All of the assessments that I’ve read from individuals who have actually visited the VC can be divided into one of these two camps.  In many ways they reflect two very different approaches to museums as well as the study and remembrance of the Civil War.

In the former camp we can see an emphasis on meaning and significance.  This visitor wants to know why the battlefield ought to matter.  Artifacts and information matter only to the extent that they assist the visitor in acquiring an understanding of a bigger picture.  That bigger picture not only works to connect what appear to be disparate events into a coherent narrative, but forces the visitor to reflect on his/her relation to other Americans in both the past and present.

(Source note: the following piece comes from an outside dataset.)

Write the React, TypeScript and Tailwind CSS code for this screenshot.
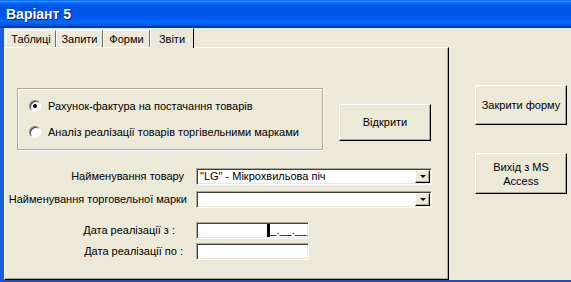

Much of the criticism of the new VC can easily be included in the latter camp.  This visitor is interested primarily in artifacts as a means to reflection.  The artifacts are a tangible link to a past that this visitor hopes to experience through one of the senses.  In most cases its about the experiences of the common soldier.  Broader narratives are seen as tangential and as a distraction since they are abstract and not directly related to any individual artifact. Here is your antipathy toward museum interpretation; the further the interpretation is removed from the object of the individual’s experience the louder the objection.  The anger over the removal of the Electric Map is an extension of this emphasis on the individual: “What about my experience of the battlefield?”  Notice that most of the complaints about the new VC are about an individual’s experience of Gettysburg and not about how that object/artifact fits into the overall goal of understanding the battle broadly construed.  In the world of heritage tourism the consumption of the past begins and ends with the individual.

It comes down to a question of what kind of visitor the National Park Service ought to cater to.